Supported California Legislation
California Nurses Association is committed to building a broad movement for transformative social change and confronting the powerful interests that dominate our economic and political system. We are proud to support legislation that reflects nurses’ values of caring, compassion, and community. Learn more about all our current supported California legislation.
A significant portion of patients with behavioral health care needs — including mental health and substance use considerations — enter California hospitals each year. In 2020, patients with behavioral health diagnoses represented one third of all inpatient hospitalizations and one fifth of all emergency department visits.
California must create hospital standards to ensure that hospitals have appropriate staff available and trained to respond to patients who may experience behavioral health emergencies. Additionally, California can create hospital standards to ensure timely treatment, admissions, and transfers of emergency department or observation unit patients with behavioral health needs. The state can also establish a fund to support state or county programs to hire and train psychiatric nurses or other psychiatric health care professionals who can respond to behavioral health emergencies within a hospital. Dedicating appropriately trained and licensed hospital staff to respond to behavioral health emergencies would help address the immediate care needs of hospital patients with behavioral health needs and would help address rising rates of workplace violence in emergency departments.
Surgical smoke generated during medical procedures contains toxic chemicals, gases, vapors, and particulates in addition to infectious particles and possibly even malignant and viable cancer cells. Surgical smoke can cause respiratory irritation, asthma exacerbation, infectious disease exposure, and other issues for health care workers. It also poses a threat to patients who may breathe in or be exposed to the toxic chemicals in surgical plume.
This bill would direct the Occupational Safety and Health Standards Board to adopt, within a certain time frame, an occupational safety and health standard mandating the removal of potentially dangerous surgical smoke generated during a variety of therapeutic procedures in acute-care setting.
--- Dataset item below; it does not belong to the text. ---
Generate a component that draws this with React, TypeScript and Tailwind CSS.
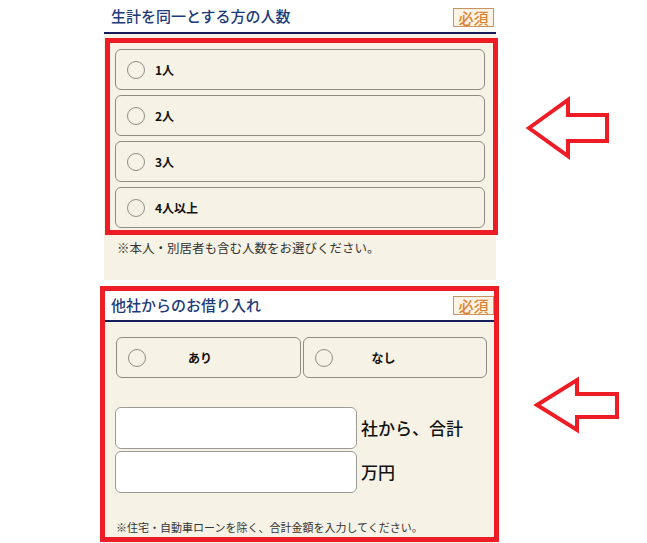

This legislation requires regulations mandating the use of plume scavenging systems that capture and neutralize smoke at the site of origin sufficient to prevent ocular or respiratory contact.
For a few select professions, some workers do not have to prove that certain diseases and injuries were a result of their employment when they first file a workers’ compensation claim: these are called workers’ compensation presumptions. But, historically, these presumptions have not extended to nurses.
Workers’ compensation presumptions should be available for all frontline professions, including nurses.
This bill would modernize outdated California laws by making it easier for registered nurses to access the workers’ compensation system, just like the law currently protects other frontline health care workers like EMTs, paramedics, firefighters, and police officers; all of which are male-dominated fields. This would ensure all frontline health care workers have access to the same workers’ compensation presumptions, and be a vital step in achieving economic and gender equality.
Today’s U.S. health care system is a complex, fragmented multi-payer system that still leaves wide gaps of coverage and poses significant issues of affordability.
The California Guaranteed Health Care for All Act sets in motion a single-payer health care coverage system in California, called CalCare, for all residents, regardless of citizenship status. By streamlining payments and lowering per-capita health care spending, CalCare guarantees quality health care and long-term care without creating barriers to care or out-of-pocket costs.